A phone call is the only reason why ED goes into background.

I'll start looking being able to relaunch the connection screen at any time. That has been on the TODO list since before my time. That needs to be possible before anything can be done about a more graceful restart after a disconnect.

flash62au avatar Aug 14 '25 03:08 flash62au

sorry, that was supposed to be... A phone call is NOT the only reason why ED goes into background.

flash62au avatar Aug 14 '25 03:08 flash62au

Yes, but between configuring WiT to stop on disconnect and configuring ED to stop on phonecall many of the cases can already be covered by users of desired.  Probably why we never pushed further.  Also probably because I don't use either of those :)   If you can figure out the reconnection that would be great.

Just as aside.  The reconnection problem exists in JMRI itself and has no solution to date.  Unplug or otherwise lose a connection to a command station via USB / serial and a restart is required to recover.  And of course locos do not stop when this happens!

Aug 13, 2025 11:56:43 PM Peter Akers @.***>:

 [Image]*flash62au* left a comment (JMRI/EngineDriver#1246)[https://github.com/JMRI/EngineDriver/issues/1246#issuecomment-3186730055]

sorry, that was supposed to be... A phone call is NOT the only reason why ED goes into background.

— Reply to this email directly, view it on GitHub[https://github.com/JMRI/EngineDriver/issues/1246#issuecomment-3186730055], or unsubscribe[https://github.com/notifications/unsubscribe-auth/ADMQFY27QJXEIXNR2BTKKFD3NQCHTAVCNFSM6AAAAACD2YSP2GVHI2DSMVQWIX3LMV43OSLTON2WKQ3PNVWWK3TUHMZTCOBWG4ZTAMBVGU]. You are receiving this because you commented.

n3ix avatar Aug 14 '25 11:08 n3ix

I don't expect will solve the disconnect problems.
I can only hope to make the reconnection process cleaner.

flash62au avatar Aug 14 '25 11:08 flash62au

Yes that was what I meant.  At the time I did the code, the goal was to fix things so that ED could actually be restarted after getting killed in the background by Android.  Before that prior instance pieces were left around in a state that caused issues.  That got fixed and reconnection worked via the usual steps for some years.  Not sure what is going on now?
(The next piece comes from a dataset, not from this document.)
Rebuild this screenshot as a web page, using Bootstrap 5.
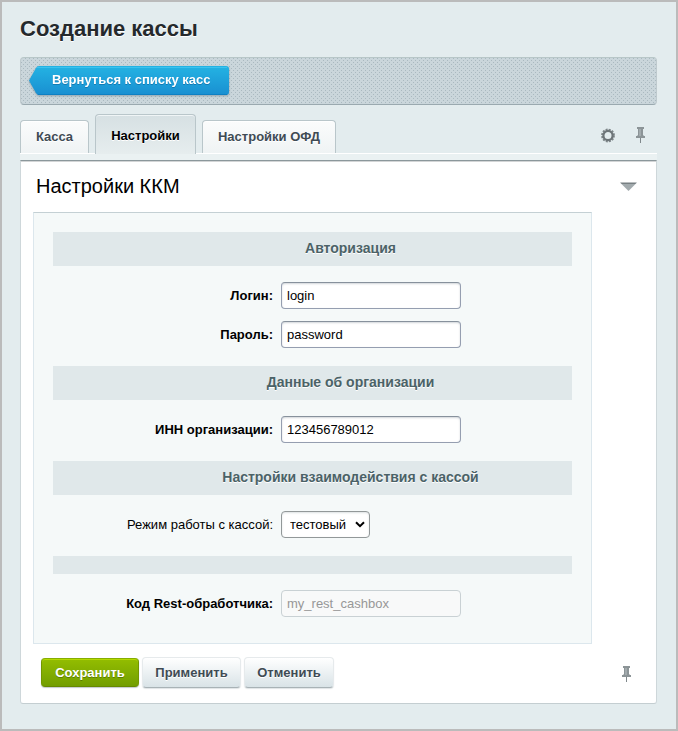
<!DOCTYPE html>
<html lang="ru">
<head>
<meta charset="utf-8">
<meta name="viewport" content="width=device-width, initial-scale=1">
<title>Создание кассы</title>
<link href="https://cdn.jsdelivr.net/npm/bootstrap@5.3.0/dist/css/bootstrap.min.css" rel="stylesheet">
<style>
body{font-family:"Liberation Sans",Arial,sans-serif;font-size:13px;line-height:16px;color:#000;background:#e3ecee}
.admin-frame{height:731px;border:2px solid #bbb;padding:0 19px 0 18px}
.page-title{font-size:22px;line-height:26px;color:#25292c;padding-top:14px;margin-bottom:15px;text-shadow:0 1px #fff}
.context-bar{height:48px;border-radius:4px;border:1px solid #bfcace;border-top-color:#b8c7c8;border-bottom-color:#9aa9af;padding:8px;
background:conic-gradient(from 270deg at 1px 1px,#aab9c0 90deg,transparent 0) 0 0/4px 4px,conic-gradient(from 270deg at 1px 1px,#aab9c0 90deg,transparent 0) 2px 2px/4px 4px,#cad6db}
.back-link{display:block;width:200px;height:30px;position:relative;color:#fff;text-decoration:none;filter:drop-shadow(0 1px 1px rgba(70,100,115,.45))}
.back-link svg{position:absolute;left:0;top:0}
.back-link span{position:relative;display:block;padding:6px 0 0 23px;text-shadow:0 1px rgba(0,60,110,.35)}
.tab-strip{height:49px;border-bottom:1px solid #fff}
.tab-item{width:69px;height:33px;border:1px solid #b9c6ca;border-bottom:0;border-radius:4px 4px 0 0;background:linear-gradient(#fbfcfc,#eff3f4);color:#3f4b54;padding:8px 0 0;text-align:center;font-weight:700;box-shadow:inset 0 1px #fff;text-shadow:0 1px #fff}
.tab-item+.tab-item{width:134px;margin-left:6px}
.tab-strip .tab-item.current{width:101px;height:40px;margin-bottom:-1px;background:linear-gradient(#d6e0e3,#e6edee);color:#000;padding-top:13px;box-shadow:inset 0 1px #f0f5f6}
.tab-tools{padding:0 12px 9px 0}
.tab-gap{height:6px;background:#eaf1f2}
.content-panel{height:544px;background:#fff;border:1px solid #ced7da;border-top:1px solid #8b979b;border-bottom-color:#c4ced1;border-radius:0 0 3px 3px;box-shadow:inset 0 1px #d3d5d6}
.panel-head{padding:13px 19px 0 15px}
.panel-title{font-size:20px;line-height:24px}
.form-area{width:559px;height:432px;margin-left:12px;margin-top:14px;border:1px solid #dce7ed;border-top-color:#c4d0d4;background:#f5f9f9;padding:19px}
.section-head{height:34px;background:#e0e8ea;color:#4b6267;text-align:center;padding:8px 0 0 76px;font-size:14px;font-weight:700;text-shadow:0 1px #fff}
.section-head.blank{height:18px}
.field-row+.section-head{margin-top:18px}
.field-row{height:27px;display:flex;align-items:center;margin-top:16px}
.field-row+.field-row{margin-top:12px}
.field-row label{width:220px;text-align:right;margin-right:8px}
.field-row .form-control{width:180px;height:27px;font-size:13px;line-height:16px;color:#000;padding:0 5px;border:1px solid;border-color:#87919c #959eb0 #959eb0;border-radius:4px;box-shadow:inset 0 1px 2px rgba(120,135,145,.35)}
.field-row .form-control:disabled{background:#f8f9f9;color:#979797;border-color:#c9d1d4;box-shadow:none;opacity:1}
.select-wrap{position:relative}
.field-row .form-select{width:89px;height:27px;font-size:13px;line-height:16px;color:#000;padding:0 0 0 8px;border:1px solid #929899;border-radius:4px;background-image:none;box-shadow:inset 0 1px 2px rgba(120,135,145,.25)}
.select-wrap svg{position:absolute;right:5px;top:10px;pointer-events:none}
.action-row{padding:13px 25px 0 20px}
.action-btn{width:99px;height:31px;border:1px solid #e6eaec;border-bottom-color:#a8b2b6;border-radius:4px;padding:0;margin-left:3px;font-size:13px;line-height:27px;font-weight:700;color:#3f4b54;background:linear-gradient(#fff,#d9e3e7);text-shadow:0 1px #fff;box-shadow:0 1px 1px rgba(80,100,110,.18)}
.action-btn.cancel{width:90px}
.action-btn.save{width:98px;height:29px;line-height:25px;margin-left:0;background:linear-gradient(#93bd00,#729e00);border-color:#86ad00 #729600 #668900;color:#fff;text-shadow:0 1px rgba(60,80,0,.5);box-shadow:inset 0 1px #b5d900,0 1px 1px rgba(80,100,110,.35)}
</style>
<script src="https://cdn.jsdelivr.net/npm/bootstrap@5.3.0/dist/js/bootstrap.bundle.min.js"></script>
</head>
<body>
<svg width="0" height="0" class="position-absolute" aria-hidden="true"><defs>
<symbol id="pin" viewBox="0 0 9 17"><path d="M1 0h7v2H7v6l1 1h1v2H0V9h1l1-1V2H1z" fill="#8c9497"/><path d="M3 2h2v7H3z" fill="#a2aaad"/><path d="M4 11h1v5H4z" fill="#80888b"/></symbol></defs></svg>
<main class="admin-frame">
<h1 class="page-title fw-bold">Создание кассы</h1>
<div class="context-bar">
<a class="back-link fw-bold" href="#"><svg width="200" height="30"><defs><linearGradient id="blueFill" x2="0" y2="1"><stop stop-color="#24b3e3"/><stop offset="1" stop-color="#198fd1"/></linearGradient></defs><path d="M9 0H197Q200 0 200 3V26Q200 29 197 29H10Q8 29 7 27L0 14.5 7 2Q8 0 10 0Z" fill="url(#blueFill)"/><path d="M8 1.5H198" stroke="#46caf4" opacity=".7"/><path d="M9 28.5H198" stroke="#0e80c3"/></svg><span>Вернуться к списку касс</span></a>
</div>
<div class="tab-strip d-flex align-items-end">
<div class="tab-item">Касса</div>
<div class="tab-item current">Настройки</div>
<div class="tab-item">Настройки ОФД</div>
<div class="tab-tools d-flex ms-auto align-items-center">
<svg width="16" height="16" viewBox="0 0 16 16" class="me-3" fill="none"><circle cx="8" cy="7.5" r="6" stroke="#7d8588" stroke-width="1.8" stroke-dasharray="2 1.14"/><circle cx="8" cy="7.5" r="4.6" stroke="#6d7578" stroke-width="2.2"/></svg>
<svg width="9" height="17" class="ms-1"><use href="#pin"/></svg>
</div>
</div>
<div class="tab-gap"></div>
<section class="content-panel">
<div class="panel-head d-flex align-items-center"><h2 class="panel-title m-0 fw-normal">Настройки ККМ</h2>
<svg class="ms-auto" width="17" height="9"><path d="M.5 1h16l-8 8z" fill="#a2aaad"/><path d="M0 .5h17L15 2H2z" fill="#777f82"/></svg></div>
<form class="form-area">
<div class="section-head">Авторизация</div>
<div class="field-row"><label class="fw-bold">Логин:</label><input class="form-control" value="login"></div>
<div class="field-row"><label class="fw-bold">Пароль:</label><input class="form-control" value="password"></div>
<div class="section-head">Данные об организации</div>
<div class="field-row"><label class="fw-bold">ИНН организации:</label><input class="form-control" value="123456789012"></div>
<div class="section-head">Настройки взаимодействия с кассой</div>
<div class="field-row"><label>Режим работы с кассой:</label><div class="select-wrap"><select class="form-select"><option>тестовый</option></select><svg width="10" height="7" viewBox="0 0 10 7"><path d="M1 1.2 5 5.2 9 1.2" fill="none" stroke="#000" stroke-width="2"/></svg></div></div>
<div class="section-head blank"></div>
<div class="field-row"><label class="fw-bold">Код Rest-обработчика:</label><input class="form-control" value="my_rest_cashbox" disabled></div>
</form>
<div class="action-row d-flex align-items-center">
<button class="action-btn save">Сохранить</button>
<button class="action-btn">Применить</button>
<button class="action-btn cancel">Отменить</button>
<svg width="9" height="17" class="ms-auto mt-1"><use href="#pin"/></svg>
</div>
</section>
</main>
</body>
</html>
Robin

Robin Becker San Diego CA

Aug 14, 2025 7:52:29 AM Peter Akers @.***>:

 [Image]*flash62au* left a comment (JMRI/EngineDriver#1246)[https://github.com/JMRI/EngineDriver/issues/1246#issuecomment-3188178703]

I don't expect will solve the disconnect problems. I can only hope to make the reconnection process cleaner.

— Reply to this email directly, view it on GitHub[https://github.com/JMRI/EngineDriver/issues/1246#issuecomment-3188178703], or unsubscribe[https://github.com/notifications/unsubscribe-auth/ADMQFYYRK5GRHQTVIELIHJ33NRZ7XAVCNFSM6AAAAACD2YSP2GVHI2DSMVQWIX3LMV43OSLTON2WKQ3PNVWWK3TUHMZTCOBYGE3TQNZQGM]. You are receiving this because you commented.

n3ix avatar Aug 14 '25 12:08 n3ix

I think the major issue is that the recent versions of Android are far more aggressive about killing, or at least throttling, apps in background.

flash62au avatar Aug 14 '25 13:08 flash62au

Interesting.  Hopefully the basic lifecycle handling is still ok.  I recall spending quite a bit of time getting that sorted so that TA et al would exit properly before getting killed.  That was what allowed ED to be relaunched properly after getting killed.  It will be interesting to see what you find.

Aug 14, 2025 9:04:08 AM Peter Akers @.***>:

 [Image]*flash62au* left a comment (JMRI/EngineDriver#1246)[https://github.com/JMRI/EngineDriver/issues/1246#issuecomment-3188381655]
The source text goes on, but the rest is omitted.